— Set exercise —
Only a number is expected: how many lines in the data below contain the word "React".

-- start of Dataset excerpt --

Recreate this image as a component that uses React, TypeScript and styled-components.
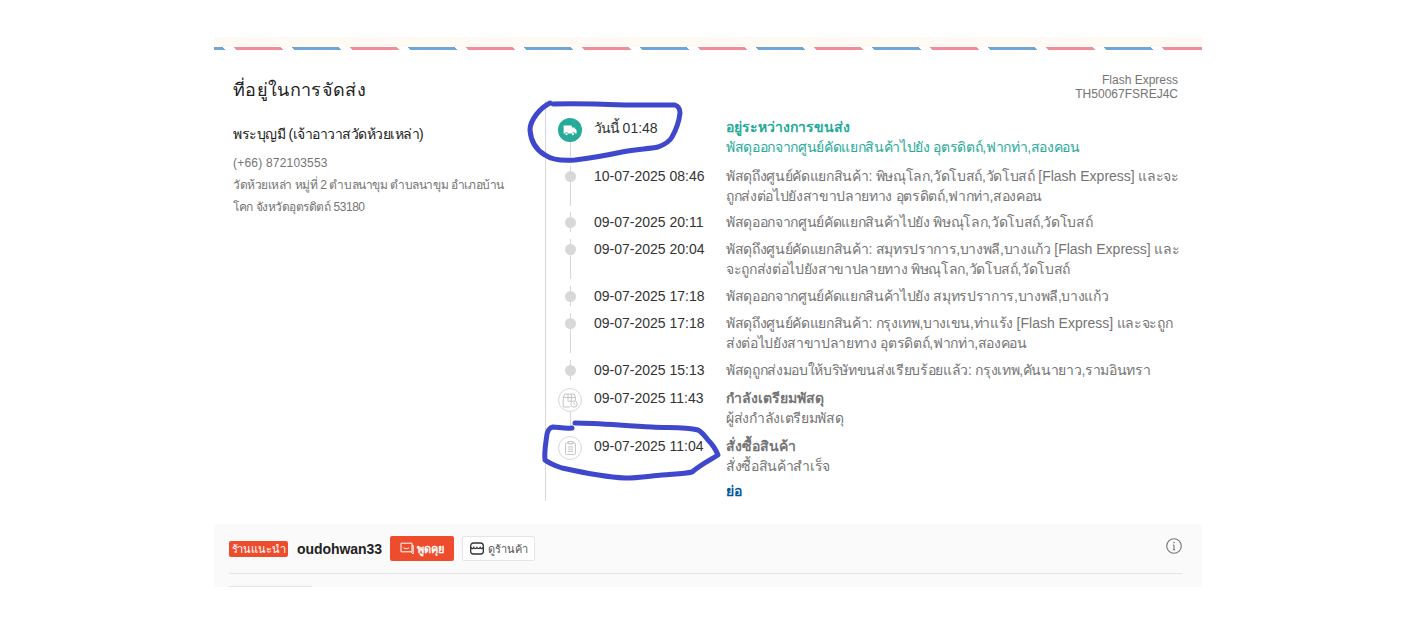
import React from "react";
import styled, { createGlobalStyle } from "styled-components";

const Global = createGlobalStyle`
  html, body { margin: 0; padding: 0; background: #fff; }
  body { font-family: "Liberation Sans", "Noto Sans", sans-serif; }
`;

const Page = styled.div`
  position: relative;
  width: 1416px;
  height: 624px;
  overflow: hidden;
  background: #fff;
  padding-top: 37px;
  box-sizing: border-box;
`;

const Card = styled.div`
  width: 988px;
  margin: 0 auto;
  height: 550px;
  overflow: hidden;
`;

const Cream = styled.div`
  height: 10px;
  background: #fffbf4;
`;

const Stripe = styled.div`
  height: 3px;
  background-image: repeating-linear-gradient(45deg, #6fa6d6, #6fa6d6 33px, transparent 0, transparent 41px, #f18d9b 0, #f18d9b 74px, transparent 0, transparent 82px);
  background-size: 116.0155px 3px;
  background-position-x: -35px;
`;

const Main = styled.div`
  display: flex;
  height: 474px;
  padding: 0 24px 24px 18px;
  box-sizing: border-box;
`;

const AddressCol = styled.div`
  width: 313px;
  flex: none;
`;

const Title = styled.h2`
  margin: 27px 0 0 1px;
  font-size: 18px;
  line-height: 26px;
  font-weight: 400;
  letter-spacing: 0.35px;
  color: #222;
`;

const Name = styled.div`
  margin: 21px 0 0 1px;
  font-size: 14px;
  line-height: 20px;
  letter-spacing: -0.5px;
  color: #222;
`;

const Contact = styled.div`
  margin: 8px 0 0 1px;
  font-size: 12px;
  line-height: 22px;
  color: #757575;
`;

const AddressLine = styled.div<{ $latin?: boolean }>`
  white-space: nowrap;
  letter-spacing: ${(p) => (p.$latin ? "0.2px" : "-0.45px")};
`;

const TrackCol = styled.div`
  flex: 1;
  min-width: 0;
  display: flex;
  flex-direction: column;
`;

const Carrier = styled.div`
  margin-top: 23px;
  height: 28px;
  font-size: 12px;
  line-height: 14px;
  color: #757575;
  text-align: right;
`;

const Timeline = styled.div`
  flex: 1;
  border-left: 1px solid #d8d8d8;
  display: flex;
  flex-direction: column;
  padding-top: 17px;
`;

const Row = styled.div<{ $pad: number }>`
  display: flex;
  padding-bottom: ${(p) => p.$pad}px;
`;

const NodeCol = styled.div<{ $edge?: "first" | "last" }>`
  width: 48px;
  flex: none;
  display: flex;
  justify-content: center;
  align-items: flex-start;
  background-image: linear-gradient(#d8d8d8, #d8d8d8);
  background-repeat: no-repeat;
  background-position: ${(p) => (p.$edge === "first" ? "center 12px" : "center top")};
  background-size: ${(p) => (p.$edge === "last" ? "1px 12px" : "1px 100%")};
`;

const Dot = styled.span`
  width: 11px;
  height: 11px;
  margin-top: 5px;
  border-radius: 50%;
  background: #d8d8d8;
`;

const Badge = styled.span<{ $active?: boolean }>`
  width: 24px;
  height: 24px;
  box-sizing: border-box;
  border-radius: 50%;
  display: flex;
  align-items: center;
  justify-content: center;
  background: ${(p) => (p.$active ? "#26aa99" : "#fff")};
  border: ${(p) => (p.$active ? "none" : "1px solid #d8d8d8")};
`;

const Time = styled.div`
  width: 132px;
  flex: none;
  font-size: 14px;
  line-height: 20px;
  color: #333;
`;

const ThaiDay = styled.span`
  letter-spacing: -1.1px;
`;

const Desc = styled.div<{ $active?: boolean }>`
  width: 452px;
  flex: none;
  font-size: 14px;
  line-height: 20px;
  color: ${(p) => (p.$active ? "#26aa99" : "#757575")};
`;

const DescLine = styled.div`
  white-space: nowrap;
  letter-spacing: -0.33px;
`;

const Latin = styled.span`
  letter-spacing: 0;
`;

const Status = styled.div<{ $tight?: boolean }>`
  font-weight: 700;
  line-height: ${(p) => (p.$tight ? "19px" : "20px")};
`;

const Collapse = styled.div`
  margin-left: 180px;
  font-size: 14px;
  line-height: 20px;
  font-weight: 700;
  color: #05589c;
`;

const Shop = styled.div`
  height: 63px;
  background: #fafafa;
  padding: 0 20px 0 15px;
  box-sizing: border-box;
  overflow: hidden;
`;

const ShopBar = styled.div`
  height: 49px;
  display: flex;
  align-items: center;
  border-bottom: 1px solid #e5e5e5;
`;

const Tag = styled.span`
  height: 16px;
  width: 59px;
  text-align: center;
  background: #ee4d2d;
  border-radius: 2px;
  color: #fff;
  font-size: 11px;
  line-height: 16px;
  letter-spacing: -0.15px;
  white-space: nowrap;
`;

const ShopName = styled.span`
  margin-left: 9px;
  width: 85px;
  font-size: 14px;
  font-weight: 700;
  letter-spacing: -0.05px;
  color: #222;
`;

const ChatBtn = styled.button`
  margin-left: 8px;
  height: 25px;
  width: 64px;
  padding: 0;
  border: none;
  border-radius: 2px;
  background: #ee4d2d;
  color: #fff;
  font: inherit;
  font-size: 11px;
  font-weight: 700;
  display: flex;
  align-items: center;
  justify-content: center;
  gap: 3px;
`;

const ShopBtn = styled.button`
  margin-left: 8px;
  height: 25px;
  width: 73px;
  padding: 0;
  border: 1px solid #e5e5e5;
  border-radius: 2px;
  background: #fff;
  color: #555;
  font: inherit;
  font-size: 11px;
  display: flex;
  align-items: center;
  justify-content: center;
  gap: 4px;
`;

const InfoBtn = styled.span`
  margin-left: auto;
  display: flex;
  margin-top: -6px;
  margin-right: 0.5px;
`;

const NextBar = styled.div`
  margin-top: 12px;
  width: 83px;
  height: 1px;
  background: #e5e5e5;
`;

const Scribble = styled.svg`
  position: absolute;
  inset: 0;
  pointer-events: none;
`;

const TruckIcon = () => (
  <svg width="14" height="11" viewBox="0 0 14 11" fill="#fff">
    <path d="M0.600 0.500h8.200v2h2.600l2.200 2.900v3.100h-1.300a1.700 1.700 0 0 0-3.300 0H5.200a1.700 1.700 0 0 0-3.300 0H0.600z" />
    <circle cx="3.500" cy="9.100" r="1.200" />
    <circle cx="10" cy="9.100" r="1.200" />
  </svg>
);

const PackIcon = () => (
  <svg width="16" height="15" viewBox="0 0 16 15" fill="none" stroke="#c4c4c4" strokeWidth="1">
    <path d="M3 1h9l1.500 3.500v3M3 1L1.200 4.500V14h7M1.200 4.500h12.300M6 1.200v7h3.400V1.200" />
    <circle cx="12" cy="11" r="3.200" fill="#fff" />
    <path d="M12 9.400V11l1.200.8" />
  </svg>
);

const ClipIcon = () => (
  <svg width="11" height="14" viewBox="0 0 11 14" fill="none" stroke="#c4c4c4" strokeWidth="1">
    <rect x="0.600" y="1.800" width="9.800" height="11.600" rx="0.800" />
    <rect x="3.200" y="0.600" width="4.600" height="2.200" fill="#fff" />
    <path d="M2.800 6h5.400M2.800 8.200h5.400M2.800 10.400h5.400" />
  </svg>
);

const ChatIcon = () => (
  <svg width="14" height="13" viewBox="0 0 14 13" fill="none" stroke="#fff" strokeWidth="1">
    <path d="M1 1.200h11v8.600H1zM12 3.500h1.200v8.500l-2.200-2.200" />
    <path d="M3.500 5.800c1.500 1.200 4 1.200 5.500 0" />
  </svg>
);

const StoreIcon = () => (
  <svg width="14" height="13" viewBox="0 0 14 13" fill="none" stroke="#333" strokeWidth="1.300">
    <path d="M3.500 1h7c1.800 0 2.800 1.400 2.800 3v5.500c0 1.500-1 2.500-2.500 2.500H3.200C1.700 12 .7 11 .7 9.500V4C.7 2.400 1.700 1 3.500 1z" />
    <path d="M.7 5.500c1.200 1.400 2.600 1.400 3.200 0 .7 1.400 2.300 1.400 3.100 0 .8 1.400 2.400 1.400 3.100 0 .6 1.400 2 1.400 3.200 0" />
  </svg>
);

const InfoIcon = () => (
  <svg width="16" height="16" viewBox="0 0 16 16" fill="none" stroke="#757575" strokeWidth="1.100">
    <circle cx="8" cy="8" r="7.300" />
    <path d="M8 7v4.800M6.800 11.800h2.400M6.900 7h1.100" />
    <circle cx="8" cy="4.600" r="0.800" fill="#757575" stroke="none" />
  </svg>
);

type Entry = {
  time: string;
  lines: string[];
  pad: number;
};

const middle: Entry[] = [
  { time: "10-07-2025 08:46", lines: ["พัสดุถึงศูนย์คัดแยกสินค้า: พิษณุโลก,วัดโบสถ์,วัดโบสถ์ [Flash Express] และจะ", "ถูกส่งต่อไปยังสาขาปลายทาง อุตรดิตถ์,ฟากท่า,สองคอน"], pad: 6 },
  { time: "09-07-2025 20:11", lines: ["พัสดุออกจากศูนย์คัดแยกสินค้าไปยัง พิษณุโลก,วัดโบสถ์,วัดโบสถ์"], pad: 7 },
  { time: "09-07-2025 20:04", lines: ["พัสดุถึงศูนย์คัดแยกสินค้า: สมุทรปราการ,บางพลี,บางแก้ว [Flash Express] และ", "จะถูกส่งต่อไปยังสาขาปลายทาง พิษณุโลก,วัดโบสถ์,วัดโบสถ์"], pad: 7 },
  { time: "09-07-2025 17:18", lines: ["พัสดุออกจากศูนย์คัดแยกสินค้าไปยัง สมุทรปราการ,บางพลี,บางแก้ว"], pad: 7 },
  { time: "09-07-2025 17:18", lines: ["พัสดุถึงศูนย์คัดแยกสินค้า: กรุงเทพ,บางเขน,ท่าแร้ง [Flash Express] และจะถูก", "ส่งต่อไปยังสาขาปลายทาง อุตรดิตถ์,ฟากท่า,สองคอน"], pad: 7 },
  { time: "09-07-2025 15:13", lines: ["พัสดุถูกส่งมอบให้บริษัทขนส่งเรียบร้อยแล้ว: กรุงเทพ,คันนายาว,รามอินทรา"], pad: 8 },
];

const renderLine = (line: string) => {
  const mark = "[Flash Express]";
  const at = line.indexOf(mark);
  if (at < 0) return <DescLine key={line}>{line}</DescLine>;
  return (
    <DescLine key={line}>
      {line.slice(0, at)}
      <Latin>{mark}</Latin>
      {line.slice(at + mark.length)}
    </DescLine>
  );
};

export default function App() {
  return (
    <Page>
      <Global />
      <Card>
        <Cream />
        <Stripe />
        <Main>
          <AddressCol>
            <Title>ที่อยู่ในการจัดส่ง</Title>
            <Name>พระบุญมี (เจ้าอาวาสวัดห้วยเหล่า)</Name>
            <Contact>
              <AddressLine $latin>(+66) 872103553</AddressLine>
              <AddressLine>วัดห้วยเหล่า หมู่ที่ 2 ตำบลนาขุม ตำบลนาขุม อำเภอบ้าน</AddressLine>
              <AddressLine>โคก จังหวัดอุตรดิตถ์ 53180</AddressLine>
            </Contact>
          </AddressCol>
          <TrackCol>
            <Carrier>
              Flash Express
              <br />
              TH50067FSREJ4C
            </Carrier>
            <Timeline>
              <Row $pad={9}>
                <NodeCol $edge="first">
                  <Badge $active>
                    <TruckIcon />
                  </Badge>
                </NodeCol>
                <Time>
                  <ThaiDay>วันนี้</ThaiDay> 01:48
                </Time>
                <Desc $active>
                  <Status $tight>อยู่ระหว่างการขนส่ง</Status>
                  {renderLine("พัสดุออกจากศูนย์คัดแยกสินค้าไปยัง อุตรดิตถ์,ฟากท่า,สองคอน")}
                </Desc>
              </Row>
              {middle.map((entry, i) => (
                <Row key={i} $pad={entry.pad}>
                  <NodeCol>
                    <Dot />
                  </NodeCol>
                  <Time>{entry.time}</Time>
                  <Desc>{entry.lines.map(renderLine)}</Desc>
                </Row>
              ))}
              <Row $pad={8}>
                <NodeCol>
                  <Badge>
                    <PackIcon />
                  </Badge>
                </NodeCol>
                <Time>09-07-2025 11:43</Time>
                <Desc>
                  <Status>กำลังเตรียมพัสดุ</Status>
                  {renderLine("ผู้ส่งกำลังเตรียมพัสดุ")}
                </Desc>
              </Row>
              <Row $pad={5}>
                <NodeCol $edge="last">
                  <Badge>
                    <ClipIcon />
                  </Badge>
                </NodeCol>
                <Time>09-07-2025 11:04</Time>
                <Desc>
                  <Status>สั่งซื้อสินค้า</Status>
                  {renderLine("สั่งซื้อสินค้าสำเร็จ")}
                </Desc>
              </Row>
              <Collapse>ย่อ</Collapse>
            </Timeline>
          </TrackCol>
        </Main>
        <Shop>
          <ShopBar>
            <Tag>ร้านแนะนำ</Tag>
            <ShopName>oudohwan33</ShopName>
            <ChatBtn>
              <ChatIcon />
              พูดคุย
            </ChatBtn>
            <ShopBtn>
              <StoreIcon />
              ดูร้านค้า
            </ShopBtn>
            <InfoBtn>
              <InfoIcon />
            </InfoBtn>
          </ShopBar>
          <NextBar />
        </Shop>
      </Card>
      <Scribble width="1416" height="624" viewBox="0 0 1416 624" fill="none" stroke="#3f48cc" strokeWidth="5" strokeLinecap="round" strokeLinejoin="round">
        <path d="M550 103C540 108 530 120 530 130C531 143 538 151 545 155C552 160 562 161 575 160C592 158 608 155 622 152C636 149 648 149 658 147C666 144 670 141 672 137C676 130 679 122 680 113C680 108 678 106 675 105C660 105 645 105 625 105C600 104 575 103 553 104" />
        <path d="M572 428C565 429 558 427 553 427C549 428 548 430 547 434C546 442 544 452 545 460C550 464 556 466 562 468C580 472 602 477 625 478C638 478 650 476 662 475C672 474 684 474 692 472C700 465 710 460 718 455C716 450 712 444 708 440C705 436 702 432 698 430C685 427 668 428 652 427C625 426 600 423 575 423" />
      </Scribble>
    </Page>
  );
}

-- end of Dataset excerpt --

— Right answer —
2